==== TASK DATA ====

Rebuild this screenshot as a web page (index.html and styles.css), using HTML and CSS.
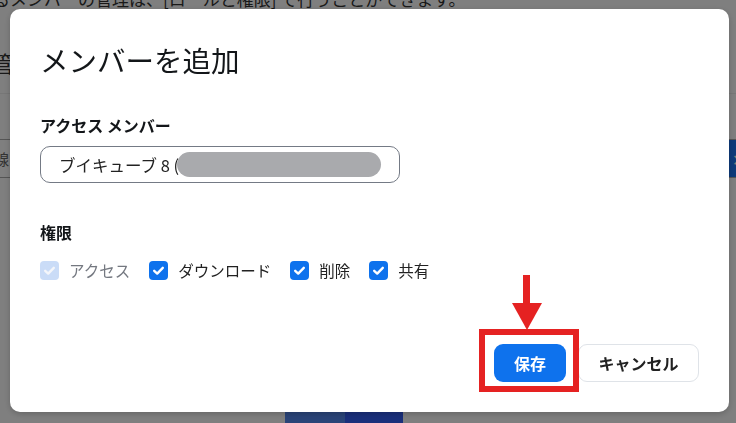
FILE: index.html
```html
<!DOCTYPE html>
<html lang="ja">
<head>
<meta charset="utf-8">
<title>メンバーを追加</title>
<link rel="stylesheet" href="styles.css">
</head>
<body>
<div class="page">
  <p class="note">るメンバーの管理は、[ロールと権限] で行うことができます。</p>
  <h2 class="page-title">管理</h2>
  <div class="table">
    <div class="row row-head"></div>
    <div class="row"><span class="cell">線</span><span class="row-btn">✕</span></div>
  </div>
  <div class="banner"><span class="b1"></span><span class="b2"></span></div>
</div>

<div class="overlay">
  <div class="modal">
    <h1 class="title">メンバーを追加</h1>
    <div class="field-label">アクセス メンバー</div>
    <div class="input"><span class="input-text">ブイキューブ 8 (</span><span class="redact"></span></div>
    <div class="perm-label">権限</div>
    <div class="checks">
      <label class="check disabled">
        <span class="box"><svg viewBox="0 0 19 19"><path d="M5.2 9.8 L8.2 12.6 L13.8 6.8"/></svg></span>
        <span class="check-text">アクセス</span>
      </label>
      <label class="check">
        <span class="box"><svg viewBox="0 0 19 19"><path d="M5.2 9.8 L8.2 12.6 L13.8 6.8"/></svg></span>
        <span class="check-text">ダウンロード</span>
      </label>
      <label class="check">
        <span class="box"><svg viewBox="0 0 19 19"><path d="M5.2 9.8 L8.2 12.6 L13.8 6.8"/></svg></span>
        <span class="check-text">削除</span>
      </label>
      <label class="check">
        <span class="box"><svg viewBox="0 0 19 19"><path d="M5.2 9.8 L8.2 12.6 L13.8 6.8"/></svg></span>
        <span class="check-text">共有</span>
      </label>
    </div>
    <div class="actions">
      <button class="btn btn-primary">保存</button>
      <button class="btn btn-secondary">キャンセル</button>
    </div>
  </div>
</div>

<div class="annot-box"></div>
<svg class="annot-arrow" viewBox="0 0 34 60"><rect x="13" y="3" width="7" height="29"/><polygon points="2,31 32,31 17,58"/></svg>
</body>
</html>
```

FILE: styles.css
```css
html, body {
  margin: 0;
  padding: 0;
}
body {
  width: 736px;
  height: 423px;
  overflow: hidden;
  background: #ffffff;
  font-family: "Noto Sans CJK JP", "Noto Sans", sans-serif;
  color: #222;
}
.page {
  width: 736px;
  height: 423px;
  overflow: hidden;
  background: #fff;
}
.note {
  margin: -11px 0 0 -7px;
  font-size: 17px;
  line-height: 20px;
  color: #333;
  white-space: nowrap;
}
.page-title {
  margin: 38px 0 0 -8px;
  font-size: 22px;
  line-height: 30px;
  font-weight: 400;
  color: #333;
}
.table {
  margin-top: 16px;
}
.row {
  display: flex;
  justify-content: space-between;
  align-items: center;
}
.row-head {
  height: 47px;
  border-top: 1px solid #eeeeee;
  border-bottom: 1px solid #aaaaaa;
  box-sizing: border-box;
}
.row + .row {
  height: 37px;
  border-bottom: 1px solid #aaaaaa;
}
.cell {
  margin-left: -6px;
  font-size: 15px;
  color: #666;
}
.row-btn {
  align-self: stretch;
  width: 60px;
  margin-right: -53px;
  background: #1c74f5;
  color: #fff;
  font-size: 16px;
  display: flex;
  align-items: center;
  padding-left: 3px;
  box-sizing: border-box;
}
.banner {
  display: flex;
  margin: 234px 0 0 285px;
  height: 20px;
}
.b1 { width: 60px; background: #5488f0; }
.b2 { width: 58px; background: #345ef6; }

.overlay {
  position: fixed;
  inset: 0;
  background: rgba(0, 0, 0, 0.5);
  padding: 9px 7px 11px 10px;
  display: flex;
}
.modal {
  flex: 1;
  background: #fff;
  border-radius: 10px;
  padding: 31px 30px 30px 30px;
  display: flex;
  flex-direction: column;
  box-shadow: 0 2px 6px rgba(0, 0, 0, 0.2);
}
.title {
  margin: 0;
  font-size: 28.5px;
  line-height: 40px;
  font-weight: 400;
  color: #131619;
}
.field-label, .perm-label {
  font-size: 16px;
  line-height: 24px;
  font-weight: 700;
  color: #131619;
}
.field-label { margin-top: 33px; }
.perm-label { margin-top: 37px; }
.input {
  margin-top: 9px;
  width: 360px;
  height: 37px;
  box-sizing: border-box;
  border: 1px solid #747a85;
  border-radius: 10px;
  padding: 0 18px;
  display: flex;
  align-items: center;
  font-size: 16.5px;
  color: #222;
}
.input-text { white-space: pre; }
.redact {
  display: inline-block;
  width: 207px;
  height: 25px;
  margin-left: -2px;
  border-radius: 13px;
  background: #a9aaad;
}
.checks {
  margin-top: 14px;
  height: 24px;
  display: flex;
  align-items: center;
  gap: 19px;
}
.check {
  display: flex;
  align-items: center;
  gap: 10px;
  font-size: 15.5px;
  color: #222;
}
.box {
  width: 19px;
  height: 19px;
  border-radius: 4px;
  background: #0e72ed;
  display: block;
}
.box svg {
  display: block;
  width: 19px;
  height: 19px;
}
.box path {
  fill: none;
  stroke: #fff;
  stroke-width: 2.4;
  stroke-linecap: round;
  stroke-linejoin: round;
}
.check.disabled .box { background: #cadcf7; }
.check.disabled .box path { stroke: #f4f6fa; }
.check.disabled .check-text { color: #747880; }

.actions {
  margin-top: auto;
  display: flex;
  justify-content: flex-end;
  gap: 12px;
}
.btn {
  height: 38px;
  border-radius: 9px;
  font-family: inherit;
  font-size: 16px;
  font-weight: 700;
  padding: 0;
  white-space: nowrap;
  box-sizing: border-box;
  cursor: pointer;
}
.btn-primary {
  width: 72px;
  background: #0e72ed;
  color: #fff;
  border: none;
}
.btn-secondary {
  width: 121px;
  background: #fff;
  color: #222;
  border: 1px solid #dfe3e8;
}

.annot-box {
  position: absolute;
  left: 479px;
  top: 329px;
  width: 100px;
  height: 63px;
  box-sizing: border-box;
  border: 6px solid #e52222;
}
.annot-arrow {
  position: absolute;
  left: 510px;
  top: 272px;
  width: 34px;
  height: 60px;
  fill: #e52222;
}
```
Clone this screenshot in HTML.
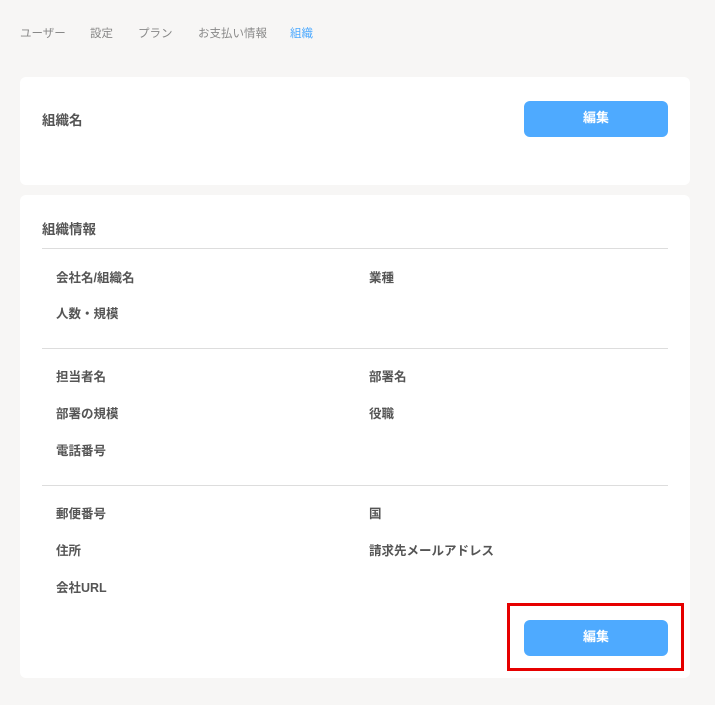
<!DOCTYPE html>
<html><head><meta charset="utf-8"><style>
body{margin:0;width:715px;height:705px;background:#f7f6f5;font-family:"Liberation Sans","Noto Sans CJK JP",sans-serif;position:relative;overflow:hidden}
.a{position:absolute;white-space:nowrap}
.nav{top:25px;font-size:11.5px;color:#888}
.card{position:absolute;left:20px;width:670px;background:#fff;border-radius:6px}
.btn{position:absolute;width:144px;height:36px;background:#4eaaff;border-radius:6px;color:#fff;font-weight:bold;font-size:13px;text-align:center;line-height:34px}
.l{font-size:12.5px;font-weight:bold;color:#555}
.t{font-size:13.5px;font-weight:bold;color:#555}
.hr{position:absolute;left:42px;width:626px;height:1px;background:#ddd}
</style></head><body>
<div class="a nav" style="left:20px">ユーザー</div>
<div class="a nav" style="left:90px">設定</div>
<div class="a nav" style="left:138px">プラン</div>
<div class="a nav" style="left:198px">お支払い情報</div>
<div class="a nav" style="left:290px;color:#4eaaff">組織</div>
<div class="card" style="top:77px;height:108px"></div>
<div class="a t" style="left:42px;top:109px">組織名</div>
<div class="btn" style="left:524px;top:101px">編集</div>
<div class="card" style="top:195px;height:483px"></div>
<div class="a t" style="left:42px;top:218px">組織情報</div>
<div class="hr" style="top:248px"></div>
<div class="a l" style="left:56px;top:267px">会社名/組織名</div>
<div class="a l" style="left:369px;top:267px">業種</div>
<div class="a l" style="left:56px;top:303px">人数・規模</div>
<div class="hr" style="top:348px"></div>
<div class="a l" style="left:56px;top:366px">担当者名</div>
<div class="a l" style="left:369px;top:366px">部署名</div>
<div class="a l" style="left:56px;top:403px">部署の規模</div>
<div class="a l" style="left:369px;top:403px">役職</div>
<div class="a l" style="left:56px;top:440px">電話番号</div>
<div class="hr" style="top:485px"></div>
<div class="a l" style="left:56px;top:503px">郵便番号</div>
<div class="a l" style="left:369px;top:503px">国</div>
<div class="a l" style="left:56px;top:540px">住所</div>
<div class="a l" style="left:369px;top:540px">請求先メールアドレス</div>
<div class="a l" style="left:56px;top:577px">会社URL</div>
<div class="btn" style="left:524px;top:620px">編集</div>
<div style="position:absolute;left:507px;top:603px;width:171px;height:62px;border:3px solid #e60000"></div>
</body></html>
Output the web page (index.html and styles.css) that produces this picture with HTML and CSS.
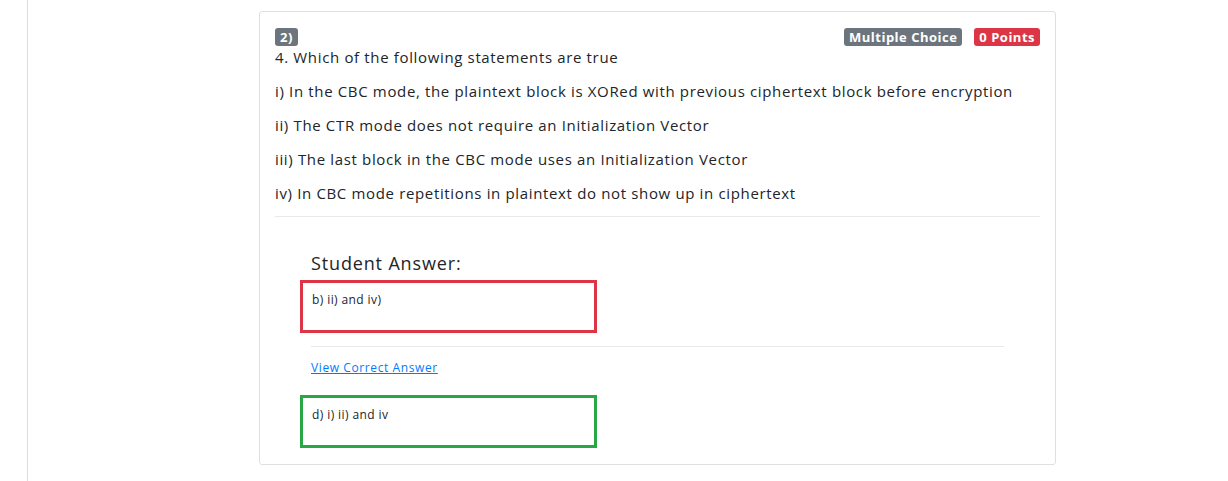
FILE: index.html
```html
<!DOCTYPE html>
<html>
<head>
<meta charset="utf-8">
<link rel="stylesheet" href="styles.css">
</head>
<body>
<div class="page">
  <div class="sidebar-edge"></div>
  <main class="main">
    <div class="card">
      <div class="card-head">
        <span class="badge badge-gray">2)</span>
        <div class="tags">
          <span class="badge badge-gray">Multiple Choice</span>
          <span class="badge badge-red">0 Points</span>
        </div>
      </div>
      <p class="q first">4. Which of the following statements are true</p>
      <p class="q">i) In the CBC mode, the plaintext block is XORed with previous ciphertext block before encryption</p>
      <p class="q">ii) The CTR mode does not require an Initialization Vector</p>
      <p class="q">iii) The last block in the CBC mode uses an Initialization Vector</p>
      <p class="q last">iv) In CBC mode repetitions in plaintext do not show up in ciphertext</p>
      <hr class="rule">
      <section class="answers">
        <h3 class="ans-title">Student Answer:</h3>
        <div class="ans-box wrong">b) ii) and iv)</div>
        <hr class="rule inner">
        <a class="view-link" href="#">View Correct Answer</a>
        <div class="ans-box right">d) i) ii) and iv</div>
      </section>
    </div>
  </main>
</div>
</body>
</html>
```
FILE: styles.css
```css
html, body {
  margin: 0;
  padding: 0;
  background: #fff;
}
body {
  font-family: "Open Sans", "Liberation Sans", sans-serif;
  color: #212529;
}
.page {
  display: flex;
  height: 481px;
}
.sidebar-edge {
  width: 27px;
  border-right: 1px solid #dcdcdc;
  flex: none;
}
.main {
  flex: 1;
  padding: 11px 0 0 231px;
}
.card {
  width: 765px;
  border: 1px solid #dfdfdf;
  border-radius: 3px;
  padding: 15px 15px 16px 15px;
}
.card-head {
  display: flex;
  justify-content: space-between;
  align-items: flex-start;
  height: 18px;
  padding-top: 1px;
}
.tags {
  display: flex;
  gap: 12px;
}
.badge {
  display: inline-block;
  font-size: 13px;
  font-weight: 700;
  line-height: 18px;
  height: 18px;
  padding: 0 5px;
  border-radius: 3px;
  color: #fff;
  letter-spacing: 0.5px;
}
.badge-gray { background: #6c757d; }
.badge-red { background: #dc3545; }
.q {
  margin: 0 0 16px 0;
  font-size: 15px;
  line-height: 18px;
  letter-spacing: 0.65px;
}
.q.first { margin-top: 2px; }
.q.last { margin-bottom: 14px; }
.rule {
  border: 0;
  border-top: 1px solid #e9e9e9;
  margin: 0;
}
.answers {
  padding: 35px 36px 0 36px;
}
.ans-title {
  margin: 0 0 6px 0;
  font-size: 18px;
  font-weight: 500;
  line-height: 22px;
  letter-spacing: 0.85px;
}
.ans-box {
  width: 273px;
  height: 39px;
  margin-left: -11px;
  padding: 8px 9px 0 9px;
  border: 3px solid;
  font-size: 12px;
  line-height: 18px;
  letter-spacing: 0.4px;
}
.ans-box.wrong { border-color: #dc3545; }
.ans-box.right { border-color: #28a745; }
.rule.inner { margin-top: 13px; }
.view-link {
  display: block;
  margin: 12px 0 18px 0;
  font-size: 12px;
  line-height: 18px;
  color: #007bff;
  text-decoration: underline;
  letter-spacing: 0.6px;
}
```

====

YOUR INSTRUCTIONS »
Read through the data and copy every line where "screenshot" shows up.

RESULT »
Rebuild this screenshot as a web page (index.html and styles.css), using HTML and CSS.
Clone this screenshot in HTML.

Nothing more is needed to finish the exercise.